Specific prayer has power. Remember, Jesus says that you will
be given whatever you ask Him for in His name (John 16:23-24).
So take a look at some examples of how you can pray more effectively:
Instead of praying... Pray this...
God, save this country. Save my neighbor, Bobby, by bringing him
to Christ. God, help me to do well in school. Help me study well
and make an A on this test. God, bless my pastor. Anoint my pastor
to preach salvation this Sunday. God, teach people to love each
other. Help me to love my wife and make her feel loved. God, be
with us. Teach me Your will in this area and help me obey You.
Being specific in prayer has another benefit. When God gives us
an answer, we know it. [And this helps build experiencing answers
to our prayers into our personal faith.] We can know it when our
neighbor gets saved. We can see people come to Christ during the
Sunday sermon. We can ask our spouses if our actions make them
feel loved. And not only that--when we ask God to be involved
in our lives in specific ways, it gives Him the chance to tell
us how we need to change ourselves. The more specific we are in
our requests, the more alert we will be to answers when they come--and
the more specific we can be with our thanks and praises to God
later on. [And this is so true!!!]
ASK the Right Way
Part of any good relationship is a sensitivity to the other person
and their needs. In our relationship with God, it's obvious that
He already knows our needs. As Jesus said in Matthew 6:8, "Your
Father knows what you need before you ask him." But how well do
we know what God wants for us? Ironically, we know ourselves less
well than God does. Ford Philpot said, "Too many of us want what
we don't need and need what we don't want."

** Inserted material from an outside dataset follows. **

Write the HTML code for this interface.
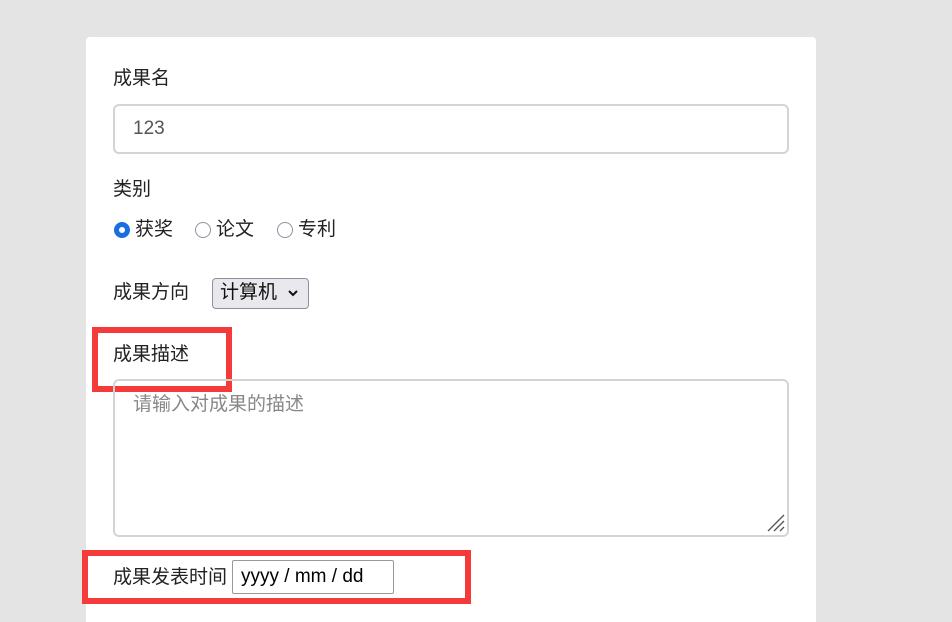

We have to learn to put ourselves at the disposal of God's agenda.
Too often we plug away at ours, blind to what God has for us.
Many times God mercifully withholds His answers to our prayers
until we come to Him with the right request. Ruth Graham, wife
of evangelist Billy Graham, once said, "God has not always answered
my prayers. If He had, I would have married the wrong man--several
times."
God has many incredible, wonderful things for us, if only we ask
for them. But if we don't ask for them, how can God give them
to us (James 4:2)? Someone once said, "Heaven is filled with a
room that will surprise all of us when we see it. It has within
it large boxes, neatly packed with lovely ribbons and our name
on top. They are things never delivered to earth because they
were never requested."
How do we learn to ask right questions? Jesus said, "Ask and it
will be given to you; seek and you will find; knock and the door
will be opened to you. For everyone who asks receives; he who
seeks finds; and to him who knocks, the door will be opened" (Matthew
7:7-8).
I've found that the acronym "ASK" (ask, seek, and knock) helps
to remind me how to make requests of God in a way that pleases
Him. I believe it may help you too:
ASK: When we approach God and ask Him for something, it
implies that we have a need that we want met. So if we want to
ask Him the right questions, we should first examine our needs.
If they are genuine and in accordance with God's will, then we
can ask with pure motives, and that's crucial to having our prayers
answered (James 4:3).
As you prepare to approach God to ask Him for something, answer
the following questions. They will help you examine your needs
and better direct your requests:
Is my request fair and helpful to everyone concerned?
Is my request in harmony with the Word of God?
Will it blend with my gifts?
Will it draw me closer to God?
What is my part in answering this prayer?
If you are able to examine yourself and your requests honestly,
this frees God to work in you when your requests aren't pure and
to answer them when they are.
SEEK: When people seek, as Jesus directs us to do, they
are asking with effort. This implies that He expects us to do
our part, even as we ask Him to do His. So when Jesus teaches
us to pray, "Give us our daily bread," He doesn't mean that we
are to sit back and expect God to rain down manna from heaven
on us. After all, Scripture says that a person who will not work
shall not eat (2 Thess. 3:10). What Jesus means is, "Give us the
opportunity to earn our bread." God does not give added resources
to those who are lazy.
Prayer without action is presumption. When we pray, we are to
invest ourselves, just as Jesus taught us in the parable of the
talents. As a result, there is a return on our investment, and
God agrees to give us even more. As it says in Matthew 25:29, "Everyone
who has will be given more, and he will have abundance. Whoever
does not have, even what he has will be taken from him."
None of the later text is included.